> **Exercise directions**
Gather every line holding the string "components".

> **Data segment**
——

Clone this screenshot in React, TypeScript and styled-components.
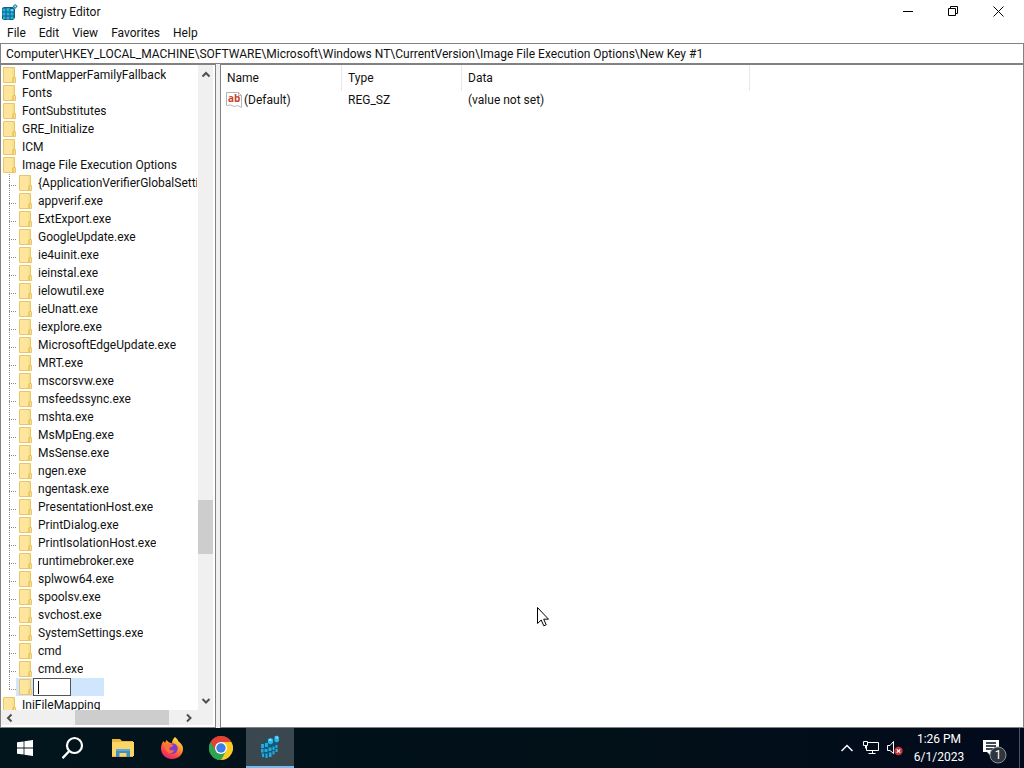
import React from "react";
import styled, { createGlobalStyle } from "styled-components";

const GlobalStyle = createGlobalStyle`
  *, *::before, *::after { box-sizing: border-box; }
  body {
    margin: 0;
    font: 12px/18px Roboto, "Open Sans", sans-serif;
    color: #111;
    background: #fff;
  }
  button, input { font: inherit; color: inherit; }
  button { border: 0; padding: 0; background: none; }
`;

const Desktop = styled.div`
  display: flex;
  flex-direction: column;
  height: 100vh;
  overflow: hidden;
`;

const Window = styled.main`
  flex: 1;
  min-height: 0;
  display: flex;
  flex-direction: column;
  background: #fff;
`;

const TitleBar = styled.header`
  display: flex;
  align-items: center;
  height: 23px;
  padding-left: 2px;
`;

const Title = styled.h1`
  flex: 1;
  margin: 0 0 0 5px;
  font-size: 12px;
  font-weight: 400;
`;

const CaptionButton = styled.button`
  display: flex;
  justify-content: center;
  width: 45px;
  height: 21px;
  align-items: center;
`;

const CaptionButtons = styled.div`
  display: flex;
  padding-right: 3px;
`;

const MenuBar = styled.nav`
  display: flex;
  gap: 13px;
  height: 20px;
  padding-left: 7px;
`;

const MenuButton = styled.button`
  line-height: 20px;
`;

const AddressBox = styled.input`
  width: 100%;
  height: 21px;
  padding: 0 5px;
  border: 1px solid #828282;
  outline: 0;
  border-radius: 0;
  background: #fff;
`;

const Panes = styled.div`
  flex: 1;
  min-height: 0;
  display: flex;
  gap: 4px;
  background: #f0f0f0;
`;

const TreePane = styled.section`
  display: grid;
  grid-template: minmax(0, 1fr) 15px / minmax(0, 1fr) 15px;
  width: 216px;
  padding: 0 2px 2px 0;
  border: 1px solid #828282;
  background: #fff;
`;

const TreeView = styled.ul`
  margin: 0;
  padding: 1px 1px 0 0;
  overflow: hidden;
  list-style: none;
`;

const SubTree = styled.ul`
  margin: 0;
  padding: 0;
  list-style: none;
`;

const TreeItem = styled.li`
  white-space: nowrap;
`;

const TreeRow = styled.div`
  display: flex;
  align-items: center;
  height: 18px;
  padding-left: 2px;

  svg { flex: none; }
`;

const TreeLabel = styled.span`
  padding-left: 5px;
  overflow: hidden;
`;

const Guide = styled.span<{ $last?: boolean }>`
  flex: none;
  width: 13px;
  height: 18px;
  background:
    repeating-linear-gradient(#8c8c8c 0 1px, transparent 1px 2px) 6px 0 / 1px ${(p) => (p.$last ? "12px" : "18px")} no-repeat,
    repeating-linear-gradient(90deg, #8c8c8c 0 1px, transparent 1px 2px) 6px 11px / 7px 1px no-repeat;
`;

const Node = styled.span<{ $selected?: boolean }>`
  display: flex;
  align-items: center;
  min-width: 0;
  width: ${(p) => (p.$selected ? "88px" : "auto")};
  height: 18px;
  padding-left: 3px;
  background: ${(p) => (p.$selected ? "#cfe6fd" : "none")};
`;

const RenameBox = styled.input`
  width: 38px;
  height: 18px;
  padding: 0 3px;
  border: 1px solid #555;
  border-radius: 0;
  outline: 0;
  background: linear-gradient(#000, #000) 4px 2px / 1px 13px no-repeat #fff;
  caret-color: transparent;
`;

const ScrollTrack = styled.div<{ $horizontal?: boolean }>`
  display: flex;
  flex-direction: ${(p) => (p.$horizontal ? "row" : "column")};
  padding: ${(p) => (p.$horizontal ? "0 2px 0 1px" : "2px 0")};
  background: #f0f0f0;
`;

const ScrollSpace = styled.div<{ $grow: number }>`
  flex: ${(p) => p.$grow} 0 0;
`;

const ScrollThumb = styled.div<{ $grow: number }>`
  flex: ${(p) => p.$grow} 0 0;
  background: #cdcdcd;
`;

const ScrollButton = styled.button`
  display: flex;
  align-items: center;
  justify-content: center;
  width: 15px;
  height: 15px;
`;

const Corner = styled.div`
  background: #f0f0f0;
`;

const ListPane = styled.section`
  flex: 1;
  min-width: 0;
  border: 1px solid #828282;
  background: #fff;
`;

const ValueTable = styled.table`
  border-collapse: separate;
  border-spacing: 0;
  table-layout: fixed;
  width: 529px;
`;

const HeadCell = styled.th<{ $width: number }>`
  width: ${(p) => p.$width}px;
  height: 26px;
  padding: 0 6px;
  border-right: 1px solid #e8e8e8;
  font-weight: 400;
  text-align: left;
`;

const Cell = styled.td`
  height: 18px;
  padding: 0 6px;
`;

const ValueName = styled.span`
  display: flex;
  align-items: center;
  gap: 2px;
  margin-left: -1px;
`;

const TaskBar = styled.footer`
  display: flex;
  justify-content: space-between;
  height: 40px;
  color: #fff;
  background: linear-gradient(90deg, #02141c, #021018 60%, #020a1c);
`;

const TaskGroup = styled.div`
  display: flex;
  align-items: center;
`;

const TaskButton = styled.button<{ $active?: boolean }>`
  display: flex;
  align-items: center;
  justify-content: center;
  width: ${(p) => (p.$active ? "48px" : "49px")};
  height: 40px;
  margin-left: ${(p) => (p.$active ? "1px" : "0")};
  background: ${(p) => (p.$active ? "#3a474e" : "none")};
  border-bottom: ${(p) => (p.$active ? "2px solid #76b9ed" : "0")};
`;

const TrayButton = styled.button<{ $width: number }>`
  display: flex;
  align-items: center;
  justify-content: center;
  width: ${(p) => p.$width}px;
  height: 40px;
`;

const Clock = styled.time`
  width: 64px;
  text-align: center;
`;

const ShowDesktop = styled.button`
  width: 5px;
  height: 40px;
  border-left: 1px solid #4a5361;
`;

const Cursor = styled.svg`
  position: absolute;
  left: 537px;
  top: 607px;
  pointer-events: none;
`;

const FolderIcon = () => (
  <svg width="14" height="16" viewBox="0 0 14 16" aria-hidden="true">
    <path d="M0.500 0.500h11v9l1 1.500v4.500h-12z" fill="#fbe08a" stroke="#e8c669" />
    <path d="M1 1h8v14H1z" fill="#fde69b" />
    <path d="M10 15V11.500L11.500 9.500" fill="none" stroke="#d9b24c" />
  </svg>
);

const RegeditIcon = () => (
  <svg width="16" height="16" viewBox="0 0 16 16" aria-hidden="true">
    <path d="M0 4l2-1h9l2 2v9l-2 2H2l-2-1z" fill="#11607f" />
    <path d="M0.500 4.500h3V7.500h-3zM4.500 4h3v3.500h-3zM0.500 8.500h3v3h-3zM4.500 8.500h3v3h-3zM8.500 8.500h3v3h-3zM1 12.500h2.500v2.500H1zM4.500 12.500h3v3h-3zM8.500 12.500h3V15h-3z" fill="#2bb0df" />
    <path d="M8.500 5h3v2.500h-3z" fill="#68d2f3" />
    <path d="M13.200 0l2.600 2.300-2.600 2.600-2.600-2.600z" fill="#2c86a9" />
    <path d="M13.200 1.200l1.200 1.100-1.200 1.200-1.200-1.200z" fill="#a4e6fa" />
  </svg>
);

const TaskRegeditIcon = () => (
  <svg width="20" height="24" viewBox="0 0 20 24" aria-hidden="true">
    <path d="M1 9l4-2 3-4 4 1 3-3 4 1v4l-2 2v8l-4 3-3 3-7 1-2-4z" fill="#0e5b7a" />
    <path d="M1 9h3v4H1zM5 8h3v4H5zM1 14h2.500v3.500H1zM4.500 14h3v3h-3zM8.500 12.500h3V16h-3zM2 18.500h2V22H2zM5.500 18.500h2V23h-2zM9 17.500h2.500V22H9zM12.500 16h2v3.500h-2zM12.500 11.500h2V15h-2zM15.500 10h2v3h-2zM15.500 14h2v3h-2z" fill="#2ba8da" />
    <path d="M8 4l2.500-1L13 4v4l-2.500 1.500L8 8zM14.500 1.500L17 0.500l2 1.500v4l-2 1.500-2.500-1z" fill="#2fb6e6" />
    <path d="M9 4h2.500v2H9zM15.500 1.500h2.500v2h-2.500z" fill="#7fdcf8" />
  </svg>
);

const StringIcon = () => (
  <svg width="16" height="16" viewBox="0 0 16 16" aria-hidden="true">
    <path d="M0.500 0.500h12l3 3v12l-4-2-3 1-4-1.500-4 .5z" fill="#fff" stroke="#b5b5b5" />
    <path d="M12.500 0.500v3h3" fill="none" stroke="#b5b5b5" />
    <text x="2" y="10" fontFamily="Open Sans, sans-serif" fontSize="10" fontWeight="700" fill="#c9412c">ab</text>
  </svg>
);

const chevrons = {
  up: "M1.500 6.500L5 3l3.500 3.500",
  down: "M1.500 3L5 6.500 8.500 3",
  left: "M6.500 1.500L3 5l3.500 3.500",
  right: "M3 1.500L6.500 5 3 8.500",
};

const Chevron = ({ to }: { to: keyof typeof chevrons }) => (
  <svg width="10" height="10" viewBox="0 0 10 10" aria-hidden="true">
    <path d={chevrons[to]} fill="none" stroke="#505050" strokeWidth="2" />
  </svg>
);

const topKeys = ["FontMapperFamilyFallback", "Fonts", "FontSubstitutes", "GRE_Initialize", "ICM"];

const imageKeys = [
  "{ApplicationVerifierGlobalSetti",
  "appverif.exe",
  "ExtExport.exe",
  "GoogleUpdate.exe",
  "ie4uinit.exe",
  "ieinstal.exe",
  "ielowutil.exe",
  "ieUnatt.exe",
  "iexplore.exe",
  "MicrosoftEdgeUpdate.exe",
  "MRT.exe",
  "mscorsvw.exe",
  "msfeedssync.exe",
  "mshta.exe",
  "MsMpEng.exe",
  "MsSense.exe",
  "ngen.exe",
  "ngentask.exe",
  "PresentationHost.exe",
  "PrintDialog.exe",
  "PrintIsolationHost.exe",
  "runtimebroker.exe",
  "splwow64.exe",
  "spoolsv.exe",
  "svchost.exe",
  "SystemSettings.exe",
  "cmd",
  "cmd.exe",
];

const Key = ({ name, children }: { name: string; children?: React.ReactNode }) => (
  <TreeItem>
    <TreeRow>
      <FolderIcon />
      <TreeLabel>{name}</TreeLabel>
    </TreeRow>
    {children}
  </TreeItem>
);

const KeyTree = () => (
  <TreeView aria-label="Registry keys">
    {topKeys.map((name) => (
      <Key key={name} name={name} />
    ))}
    <Key name="Image File Execution Options">
      <SubTree>
        {imageKeys.map((name) => (
          <TreeItem key={name}>
            <TreeRow>
              <Guide />
              <Node>
                <FolderIcon />
                <TreeLabel>{name}</TreeLabel>
              </Node>
            </TreeRow>
          </TreeItem>
        ))}
        <TreeItem>
          <TreeRow>
            <Guide $last />
            <Node $selected>
              <FolderIcon />
              <RenameBox aria-label="Key name" />
            </Node>
          </TreeRow>
        </TreeItem>
      </SubTree>
    </Key>
    <Key name="IniFileMapping" />
  </TreeView>
);

const NotificationIcon = () => (
  <svg width="26" height="32" viewBox="0 0 26 32" aria-hidden="true">
    <path d="M1 8h16v12H9v4l-4-4H1z" fill="#fff" />
    <path d="M4 11h10M4 14h10M4 17h8" stroke="#04101e" strokeWidth="1.300" />
    <circle cx="16" cy="23" r="8" fill="#30363d" stroke="#8c9298" />
    <text x="16" y="27" textAnchor="middle" fontSize="12" fill="#fff">1</text>
  </svg>
);

export default function App() {
  return (
    <Desktop>
      <GlobalStyle />
      <Window>
        <TitleBar>
          <RegeditIcon />
          <Title>Registry Editor</Title>
          <CaptionButtons>
            <CaptionButton aria-label="Minimize">
              <svg width="11" height="11"><path d="M0 5.500h10" stroke="#000" /></svg>
            </CaptionButton>
            <CaptionButton aria-label="Restore">
              <svg width="11" height="11"><path d="M0.500 2.500h7v7h-7zM2.500 2.500v-2h7v7h-2" fill="none" stroke="#000" /></svg>
            </CaptionButton>
            <CaptionButton aria-label="Close">
              <svg width="11" height="11"><path d="M0.500 0.500l10 10M10.500 0.500l-10 10" stroke="#000" /></svg>
            </CaptionButton>
          </CaptionButtons>
        </TitleBar>
        <MenuBar>
          {["File", "Edit", "View", "Favorites", "Help"].map((item) => (
            <MenuButton key={item}>{item}</MenuButton>
          ))}
        </MenuBar>
        <AddressBox
          aria-label="Address"
          defaultValue="Computer\HKEY_LOCAL_MACHINE\SOFTWARE\Microsoft\Windows NT\CurrentVersion\Image File Execution Options\New Key #1"
        />
        <Panes>
          <TreePane>
            <KeyTree />
            <ScrollTrack>
              <ScrollButton aria-label="Scroll up"><Chevron to="up" /></ScrollButton>
              <ScrollSpace $grow={418} />
              <ScrollThumb $grow={54} />
              <ScrollSpace $grow={139} />
              <ScrollButton aria-label="Scroll down"><Chevron to="down" /></ScrollButton>
            </ScrollTrack>
            <ScrollTrack $horizontal>
              <ScrollButton aria-label="Scroll left"><Chevron to="left" /></ScrollButton>
              <ScrollSpace $grow={58} />
              <ScrollThumb $grow={94} />
              <ScrollSpace $grow={12} />
              <ScrollButton aria-label="Scroll right"><Chevron to="right" /></ScrollButton>
            </ScrollTrack>
            <Corner />
          </TreePane>
          <ListPane>
            <ValueTable>
              <thead>
                <tr>
                  <HeadCell $width={121}>Name</HeadCell>
                  <HeadCell $width={120}>Type</HeadCell>
                  <HeadCell $width={288}>Data</HeadCell>
                </tr>
              </thead>
              <tbody>
                <tr>
                  <Cell><ValueName><StringIcon />(Default)</ValueName></Cell>
                  <Cell>REG_SZ</Cell>
                  <Cell>(value not set)</Cell>
                </tr>
              </tbody>
            </ValueTable>
          </ListPane>
        </Panes>
      </Window>
      <TaskBar>
        <TaskGroup>
          <TaskButton aria-label="Start">
            <svg width="16" height="16" viewBox="0 0 16 16"><path d="M0 2.300l6.600-.9v6.200H0zM7.400 1.300L16 0v7.600H7.400zM0 8.400h6.600v6.200L0 13.700zM7.400 8.400H16V16l-8.600-1.300z" fill="#fff" /></svg>
          </TaskButton>
          <TaskButton aria-label="Search">
            <svg width="24" height="24" viewBox="0 0 24 24"><circle cx="12.500" cy="9.500" r="7.500" fill="none" stroke="#fff" strokeWidth="2.200" /><path d="M7.300 15L0.500 22.300" stroke="#fff" strokeWidth="2.400" /></svg>
          </TaskButton>
          <TaskButton aria-label="File Explorer">
            <svg width="22" height="20" viewBox="0 0 22 20">
              <path d="M0 1h8l2 2h11v16H0z" fill="#eeb63c" />
              <path d="M0 4h22v14H0z" fill="#fbd667" />
              <path d="M4 11h14v8h-3.500v-4h-7v4H4z" fill="#3d8fc4" />
              <path d="M4 11h14v2H4z" fill="#5aa9d8" />
            </svg>
          </TaskButton>
          <TaskButton aria-label="Firefox">
            <svg width="24" height="24" viewBox="0 0 24 24">
              <defs>
                <linearGradient id="fox" x1="0.800" y1="0" x2="0.250" y2="1">
                  <stop offset="0" stopColor="#fff04a" />
                  <stop offset="0.350" stopColor="#ffa02c" />
                  <stop offset="0.700" stopColor="#ff4a42" />
                  <stop offset="1" stopColor="#e2207c" />
                </linearGradient>
              </defs>
              <path d="M15 1c2 1.500 3 3 3.500 4.500 3 2 5 5 4.500 8.500-.6 5-5 9-11 9S1 18.500 1 12.500c0-3 1-5.500 2.500-7.500L5 7l1.500-3L9 6.500c1 0 2 .2 3 .7C12.200 4.500 13.200 2.500 15 1z" fill="url(#fox)" />
              <circle cx="12.500" cy="12.500" r="5.200" fill="#7a3fd0" />
              <path d="M5 8c2-1 4-1 6 0l2.500 1.200-2 1.800c-2 .2-2.500 1.500-2 2.500 1.500 1.500 3.500 1 4.500.2 0 2.500-2.500 4-5 3.500C6.500 16.500 4.500 12 5 8z" fill="#ff6f36" />
            </svg>
          </TaskButton>
          <TaskButton aria-label="Chrome">
            <svg width="24" height="24" viewBox="0 0 24 24">
              <path d="M12 12L1.600 6A12 12 0 0 1 22.400 6z" fill="#e24234" />
              <path d="M12 12L22.400 6A12 12 0 0 1 12 24z" fill="#f9cb23" />
              <path d="M12 12V24A12 12 0 0 1 1.600 6z" fill="#2fa350" />
              <path d="M12 6h10.400L17.200 15 12 24z" fill="#f9cb23" />
              <path d="M1.600 6l5.200 9 5.200 3 5.200-3L12 24A12 12 0 0 1 1.600 6z" fill="#2fa350" />
              <path d="M1.600 6A12 12 0 0 1 22.400 6H12L6.800 15z" fill="#e24234" />
              <circle cx="12" cy="12" r="6" fill="#fff" />
              <circle cx="12" cy="12" r="4.700" fill="#3c7fe8" />
            </svg>
          </TaskButton>
          <TaskButton $active aria-label="Registry Editor">
            <TaskRegeditIcon />
          </TaskButton>
        </TaskGroup>
        <TaskGroup>
          <TrayButton $width={24} aria-label="Show hidden icons">
            <svg width="12" height="8"><path d="M0.500 7L6 1.500 11.500 7" fill="none" stroke="#fff" strokeWidth="1.500" /></svg>
          </TrayButton>
          <TrayButton $width={24} aria-label="Network">
            <svg width="16" height="14" viewBox="0 0 16 14"><path d="M5 1.500h10.500v8H3.500V5M9.500 9.500v3M5.500 12.500h7M0.500 0.500h4v4h-4zM2.500 4.500v3" fill="none" stroke="#fff" /></svg>
          </TrayButton>
          <TrayButton $width={24} aria-label="Volume muted">
            <svg width="16" height="16" viewBox="0 0 16 16">
              <path d="M0.500 5.500h2.500l3.500-4v12L3 10.500H0.500z" fill="none" stroke="#fff" />
              <circle cx="11.500" cy="11" r="4.200" fill="#c9353a" />
              <path d="M9.800 9.300l3.400 3.400M13.200 9.300l-3.400 3.400" stroke="#fff" strokeWidth="1.200" />
            </svg>
          </TrayButton>
          <Clock>1:26 PM<br />6/1/2023</Clock>
          <TrayButton $width={48} aria-label="Notifications"><NotificationIcon /></TrayButton>
          <ShowDesktop aria-label="Show desktop" />
        </TaskGroup>
      </TaskBar>
      <Cursor width="12" height="20" viewBox="0 0 12 20" aria-hidden="true">
        <path d="M0.500 0.500v16l3.700-3.500 2.600 5.800 2.400-1-2.500-5.600h4.800z" fill="#fff" stroke="#000" />
      </Cursor>
    </Desktop>
  );
}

——

> **The result**
Clone this screenshot in React, TypeScript and styled-components.
import styled, { createGlobalStyle } from "styled-components";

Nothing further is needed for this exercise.